Executed in 1914 at the height of Egon Schiele’s short career, four years before his death in the Spanish influenza epidemic at the age of 28, the painting is one of the most impressive of the artist’s few monumental cityscapes and is loosely based on motifs drawn from Krumau, the town known to have inspired some of his greatest works. It was this town in Southern Bohemia in which Schiele’s mother was born, and to which Schiele and his lover Valerie (Wally) Neuzil moved in 1911 in order to escape what they perceived as the claustrophobic atmosphere of Vienna.
The sale of Houses with Colorful Laundry also ends one of the art world’s longest-running ownership disputes involving Nazi loot. Vienna’s Leopold Museum sold the work so it could pay $19 million to the heirs of a Jewish art dealer whose holdings had been confiscated during World War II and later dispersed into museums such as the Leopold.

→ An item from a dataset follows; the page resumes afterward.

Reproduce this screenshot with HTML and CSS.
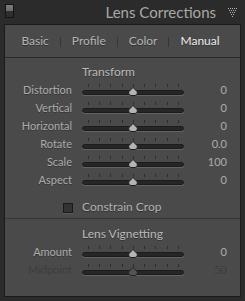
FILE: index.html
```html
<!DOCTYPE html>
<html lang="en">

<head>
    <meta charset="UTF-8">
    <title>Lens Corrections</title>
    <link rel="stylesheet" href="styles.css">
</head>

<body>

    <!-- Panel header -->
    <div class="header">
        <span class="switch"></span>
        <span class="title">Lens Corrections</span>
        <svg class="collapse" width="9" height="9" viewBox="0 0 9 9">
            <g fill="#b4b4b4">
                <rect x="0" y="0" width="1" height="1"/><rect x="2" y="0" width="1" height="1"/><rect x="4" y="0" width="1" height="1"/><rect x="6" y="0" width="1" height="1"/><rect x="8" y="0" width="1" height="1"/>
                <rect x="1" y="2" width="1" height="1"/><rect x="3" y="2" width="1" height="1"/><rect x="5" y="2" width="1" height="1"/><rect x="7" y="2" width="1" height="1"/>
                <rect x="2" y="4" width="1" height="1"/><rect x="4" y="4" width="1" height="1"/><rect x="6" y="4" width="1" height="1"/>
                <rect x="3" y="6" width="1" height="1"/><rect x="5" y="6" width="1" height="1"/>
                <rect x="4" y="8" width="1" height="1"/>
            </g>
        </svg>
    </div>

    <div class="panel">
        <div class="tabs">
            <span class="tab">Basic</span>
            <span class="sep"></span>
            <span class="tab">Profile</span>
            <span class="sep"></span>
            <span class="tab">Color</span>
            <span class="sep"></span>
            <span class="tab active">Manual</span>
        </div>

        <div class="section">
            <div class="heading">Transform</div>
            <div class="row">
                <span class="label">Distortion</span>
                <div class="slider"><div class="ticks"></div><div class="track"></div><svg class="thumb" viewBox="0 0 10 9"><path d="M5 0.5 L9.5 5 Q9.5 8.5 7 8.5 L3 8.5 Q0.5 8.5 0.5 5 Z"/></svg></div>
                <span class="value">0</span>
            </div>
            <div class="row">
                <span class="label">Vertical</span>
                <div class="slider"><div class="ticks"></div><div class="track"></div><svg class="thumb" viewBox="0 0 10 9"><path d="M5 0.5 L9.5 5 Q9.5 8.5 7 8.5 L3 8.5 Q0.5 8.5 0.5 5 Z"/></svg></div>
                <span class="value">0</span>
            </div>
            <div class="row">
                <span class="label">Horizontal</span>
                <div class="slider"><div class="ticks"></div><div class="track"></div><svg class="thumb" viewBox="0 0 10 9"><path d="M5 0.5 L9.5 5 Q9.5 8.5 7 8.5 L3 8.5 Q0.5 8.5 0.5 5 Z"/></svg></div>
                <span class="value">0</span>
            </div>
            <div class="row">
                <span class="label">Rotate</span>
                <div class="slider"><div class="ticks"></div><div class="track"></div><svg class="thumb" viewBox="0 0 10 9"><path d="M5 0.5 L9.5 5 Q9.5 8.5 7 8.5 L3 8.5 Q0.5 8.5 0.5 5 Z"/></svg></div>
                <span class="value">0.0</span>
            </div>
            <div class="row">
                <span class="label">Scale</span>
                <div class="slider"><div class="ticks"></div><div class="track"></div><svg class="thumb" viewBox="0 0 10 9"><path d="M5 0.5 L9.5 5 Q9.5 8.5 7 8.5 L3 8.5 Q0.5 8.5 0.5 5 Z"/></svg></div>
                <span class="value">100</span>
            </div>
            <div class="row">
                <span class="label">Aspect</span>
                <div class="slider"><div class="ticks"></div><div class="track"></div><svg class="thumb" viewBox="0 0 10 9"><path d="M5 0.5 L9.5 5 Q9.5 8.5 7 8.5 L3 8.5 Q0.5 8.5 0.5 5 Z"/></svg></div>
                <span class="value">0</span>
            </div>

            <label class="check">
                <span class="box"></span>
                <span>Constrain Crop</span>
            </label>
        </div>

        <div class="section last">
            <div class="heading">Lens Vignetting</div>
            <div class="row">
                <span class="label">Amount</span>
                <div class="slider"><div class="ticks"></div><div class="track"></div><svg class="thumb" viewBox="0 0 10 9"><path d="M5 0.5 L9.5 5 Q9.5 8.5 7 8.5 L3 8.5 Q0.5 8.5 0.5 5 Z"/></svg></div>
                <span class="value">0</span>
            </div>
            <div class="row disabled">
                <span class="label">Midpoint</span>
                <div class="slider"><div class="ticks"></div><div class="track"></div><svg class="thumb" viewBox="0 0 10 9"><path d="M5 0.5 L9.5 5 Q9.5 8.5 7 8.5 L3 8.5 Q0.5 8.5 0.5 5 Z"/></svg></div>
                <span class="value">50</span>
            </div>
        </div>
    </div>

</body>

</html>
```

FILE: styles.css
```css
body {
    margin: 0;
    font-family: Lato, "Liberation Sans", sans-serif;
    background-color: #2b2b2b;
    color: #b2b2b2;
    width: 245px;
    height: 301px;
    overflow: hidden;
}

/* ---------- header ---------- */
.header {
    height: 24px;
    display: flex;
    align-items: center;
}

.switch {
    align-self: flex-start;
    margin: 4px 0 0 5px;
    width: 7px;
    height: 12px;
    border: 1px solid #141414;
    background: linear-gradient(#7c7c7c 0, #6a6a6a 6px, #303030 6px, #2c2c2c 100%);
}

.title {
    margin-left: auto;
    font-size: 15px;
    line-height: 24px;
    color: #a8a8a8;
}

.collapse {
    margin: 1px 8px 0 12px;
}

/* ---------- panel ---------- */
.panel {
    margin: 0 4px;
    height: 271px;
    border: 1px solid #1b1b1b;
    background-color: #4a4a4a;
}

.tabs {
    height: 32px;
    display: flex;
    align-items: center;
    justify-content: center;
    gap: 11px;
    padding-right: 4px;
    border-bottom: 1px solid #2a2a2a;
    font-size: 12px;
    line-height: 18px;
}

.tab {
    color: #b4b4b4;
    text-shadow: 0 1px 0 rgba(0, 0, 0, 0.35);
}

.tab.active {
    color: #ececec;
}

.sep {
    width: 1px;
    height: 10px;
    margin-top: 2px;
    background-color: #363636;
}

.section {
    padding-top: 5px;
    border-bottom: 1px solid #363636;
}

.section.last {
    border-bottom: none;
    padding-top: 6px;
}

.heading {
    padding-left: 77px;
    font-size: 12px;
    line-height: 18px;
    color: #bababa;
    text-shadow: 0 1px 0 rgba(0, 0, 0, 0.35);
}

/* ---------- slider rows ---------- */
.row {
    display: grid;
    grid-template-columns: 67px 102px 1fr;
    column-gap: 10px;
    padding-right: 13px;
    height: 18px;
    font-size: 11px;
    line-height: 18px;
}

.label {
    text-align: right;
    color: #acacac;
    text-shadow: 0 1px 0 rgba(0, 0, 0, 0.3);
}

.value {
    text-align: right;
    color: #acacac;
}

.slider {
    position: relative;
}

.ticks {
    margin: 3px 0 0 6px;
    width: 91px;
    height: 3px;
    background: repeating-linear-gradient(to right, #2e2e2e 0, #2e2e2e 1px, transparent 1px, transparent 11.25px);
}

.track {
    margin-top: 3px;
    height: 3px;
    border: 1px solid #1c1c1c;
    border-radius: 3px;
    background-color: #262626;
    box-shadow: 0 1px 0 #636363;
}

.thumb {
    position: absolute;
    top: 6px;
    left: 46px;
    width: 10px;
    height: 9px;
}

.thumb path {
    fill: #b4b4b4;
    stroke: #1e1e1e;
    stroke-width: 1;
}

.row.disabled .label,
.row.disabled .value {
    color: #3c3c3c;
    text-shadow: 0 1px 0 rgba(255, 255, 255, 0.04);
}

.row.disabled .thumb path {
    fill: #545454;
    stroke: #262626;
}

/* ---------- checkbox ---------- */
.check {
    display: flex;
    align-items: center;
    gap: 9px;
    margin-top: 9px;
    padding: 0 0 2px 58px;
    height: 18px;
    font-size: 12px;
    line-height: 18px;
    color: #b2b2b2;
    text-shadow: 0 1px 0 rgba(0, 0, 0, 0.35);
}

.box {
    width: 8px;
    height: 8px;
    margin-top: 2px;
    border: 1px solid #1a1a1a;
    background-color: #333;
    box-shadow: 0 1px 0 #5c5c5c;
}
```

As part of the settlement deal, the heirs of Lea Bondi Jaray agreed let the Leopold keep one of Ms. Jaray’s prized pieces, a Schiele painting of Valerie Neuzil, or Portrait of Wally.
Only three other important Schiele cityscapes have come to auction over the past decade, the last being the two-sided Houses (With Mountains) backed with Monk 1, from 1915. It sold in 2009 at Christie’s in New York for $22.4 million, the previous record price.
Overall, 32 of the sale’s 35 works found buyers. The works’ combined total also fell within Sotheby’s presale target of $124.2 million to $178.7 million.